Source data
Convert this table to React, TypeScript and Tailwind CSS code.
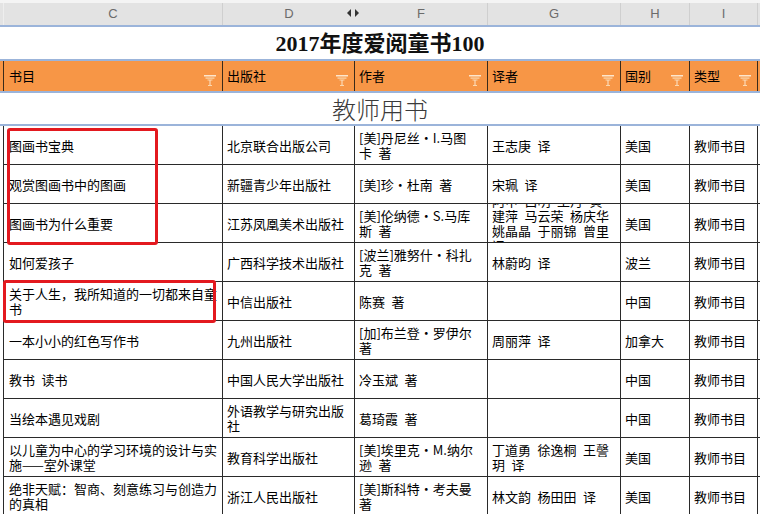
import React from "react";

const FONT = { fontFamily: '"Noto Sans CJK SC", "Liberation Sans", sans-serif' };

const COLS = ["w-[220px] border-l pl-[5px]", "w-[132px] pl-[4px]", "w-[133px] pl-[4px]", "w-[133px] pl-[4px]", "w-[69px] pl-[4px]", "w-[68px] pl-[4px]"];

const LETTERS = ["C", "D", "F", "G", "H", "I"];

const HEADERS = ["书目", "出版社", "作者", "译者", "国别", "类型"];

const ROWS: string[][] = [
  ["图画书宝典", "北京联合出版公司", "[美]丹尼丝·I.马图\n卡 著", "王志庚 译", "美国", "教师书目"],
  ["观赏图画书中的图画", "新疆青少年出版社", "[美]珍·杜南 著", "宋珮 译", "美国", "教师书目"],
  [
    "图画书为什么重要",
    "江苏凤凰美术出版社",
    "[美]伦纳德·S.马库\n斯 著",
    "阿甲 吕明 王丹 黄\n建萍 马云荣 杨庆华\n姚晶晶 于丽锦 曾里\n译",
    "美国",
    "教师书目",
  ],
  ["如何爱孩子", "广西科学技术出版社", "[波兰]雅努什·科扎\n克 著", "林蔚昀 译", "波兰", "教师书目"],
  ["关于人生，我所知道的一切都来自童\n书", "中信出版社", "陈赛 著", "", "中国", "教师书目"],
  ["一本小小的红色写作书", "九州出版社", "[加]布兰登·罗伊尔\n著", "周丽萍 译", "加拿大", "教师书目"],
  ["教书 读书", "中国人民大学出版社", "冷玉斌 著", "", "中国", "教师书目"],
  ["当绘本遇见戏剧", "外语教学与研究出版\n社", "葛琦霞 著", "", "中国", "教师书目"],
  [
    "以儿童为中心的学习环境的设计与实\n施——室外课堂",
    "教育科学出版社",
    "[美]埃里克·M.纳尔\n逊 著",
    "丁道勇 徐逸桐 王謦\n玥 译",
    "美国",
    "教师书目",
  ],
  ["绝非天赋：智商、刻意练习与创造力\n的真相", "浙江人民出版社", "[美]斯科特·考夫曼\n著", "林文韵 杨田田 译", "美国", "教师书目"],
];

// the sheet's spaces are wider than Noto's
const wide = (s: string) => s.replace(/ /g, "\u2002");

const FilterIcon = () => (
  <svg width="12" height="13" viewBox="0 0 12 13">
    <rect x="0" y="1" width="12" height="1.5" fill="#fde6cc" />
    <rect x="1.5" y="3.5" width="9" height="1.2" fill="#fbd8ad" />
    <rect x="3.5" y="5.5" width="5" height="1" fill="#fbd8ad" />
    <rect x="5.5" y="6" width="1" height="5" fill="#fde6cc" />
    <rect x="4" y="11" width="4" height="1" fill="#fbd8ad" />
  </svg>
);

const BlueLine = () => <div className="h-[2px] bg-[#9bb4da]" />;

export default function App() {
  return (
    <div className="relative w-[760px] h-[514px] overflow-hidden bg-white text-black" style={FONT}>
      {/* column letters */}
      <div className="h-[3px] bg-[#f4f4f4]" />
      <div className="flex h-[22px] bg-[#e3e3e3] pl-[3px]">
        {LETTERS.map((l, i) => (
          <div
            key={l}
            className={`${COLS[i].split(" ")[0]} relative flex items-center justify-center text-[13px] text-[#6b6b6b] ${
              i === 1 ? "" : "border-r border-[#cfcfcf]"
            } ${i === 0 ? "border-l border-l-[#eeeeee]" : ""}`}
            style={{ fontFamily: '"Liberation Sans", sans-serif' }}
          >
            {l}
            {i === 1 && (
              <svg className="absolute right-[-4px] top-[5px]" width="12" height="10" viewBox="0 0 12 10">
                <polygon points="4,1 0,5 4,9" fill="#333" />
                <polygon points="8,1 12,5 8,9" fill="#333" />
              </svg>
            )}
          </div>
        ))}
      </div>
      <BlueLine />

      {/* title */}
      <div
        className="h-[32px] flex items-center justify-center text-[22px] font-bold text-[#111]"
        style={{ fontFamily: '"Liberation Serif", "Noto Sans CJK SC", serif' }}
      >
        2017年度爱阅童书100
      </div>
      <BlueLine />

      {/* header */}
      <div className="flex h-[30px] bg-[#f79646] pl-[3px]">
        {HEADERS.map((h, i) => (
          <div key={h} className={`${COLS[i]} flex items-center justify-between border-r border-[#3a2a1a] pr-[6px] text-[13px]`}>
            <span>{h}</span>
            <span className="self-end pb-[4px]">
              <FilterIcon />
            </span>
          </div>
        ))}
      </div>
      <BlueLine />

      {/* section */}
      <div className="h-[31px] flex items-center justify-center text-[24px] text-[#3a3a3a] font-light">教师用书</div>
      <BlueLine />

      {/* rows */}
      <div className="pl-[3px]">
        {ROWS.map((row, r) => (
          <div key={r} className="flex h-[39px] border-b border-[#2a2a2a]">
            {row.map((cell, i) => (
              <div
                key={i}
                className={`${COLS[i]} flex items-center overflow-hidden border-r border-[#2a2a2a] text-[13px] leading-[15px] whitespace-pre`}
              >
                <span>{wide(cell)}</span>
              </div>
            ))}
          </div>
        ))}
      </div>

      {/* red highlight boxes */}
      <div className="absolute left-[7px] top-[128px] w-[151px] h-[117px] border-[3px] border-[#e3191f] rounded-[3px]" />
      <div className="absolute left-[3px] top-[280px] w-[213px] h-[43px] border-[3px] border-[#e3191f] rounded-[3px]" />
    </div>
  );
}
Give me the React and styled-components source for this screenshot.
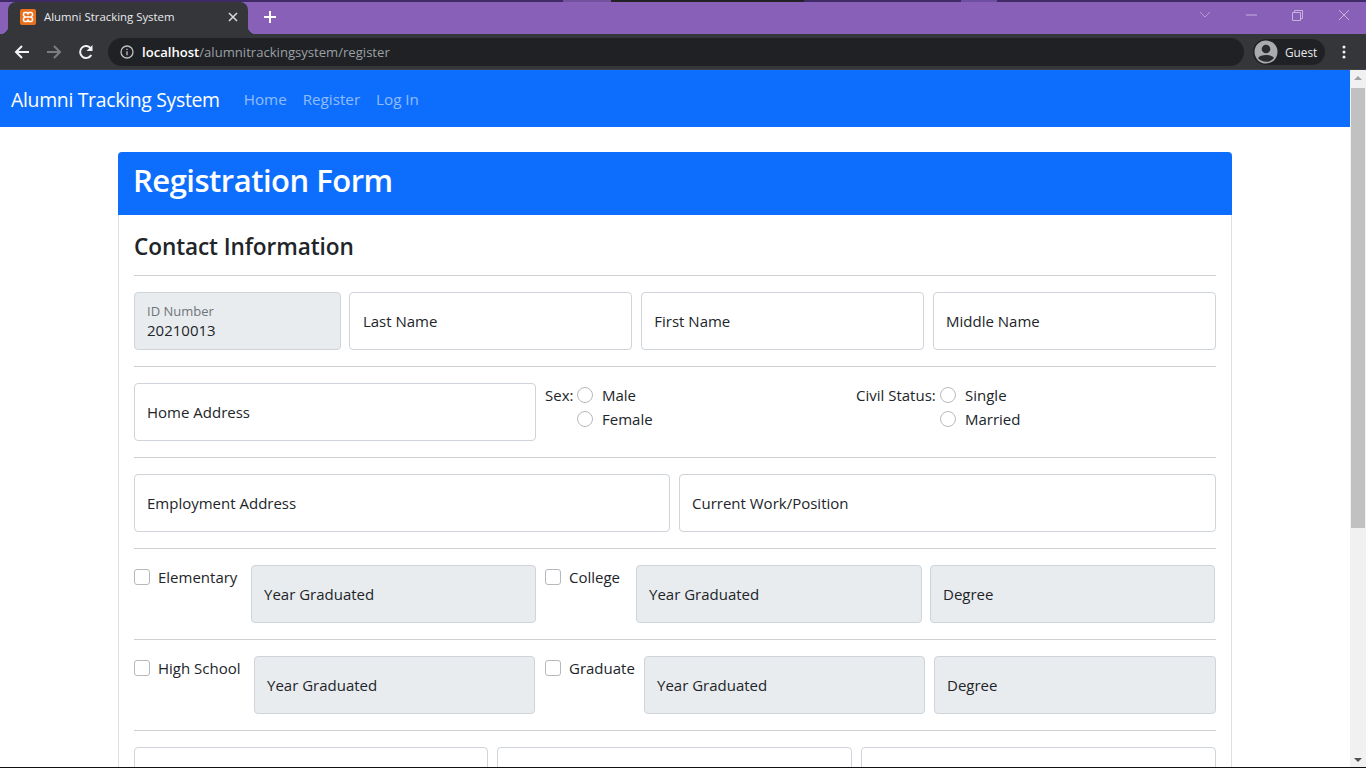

● **REQUIREMENT**:
Pick out all the lines with the word "React" in them and copy them.

● **COMPLETE ANSWER**:
Convert this table to React, TypeScript and Tailwind CSS code.
import React from "react";
Give me the React and styled-components source for this screenshot.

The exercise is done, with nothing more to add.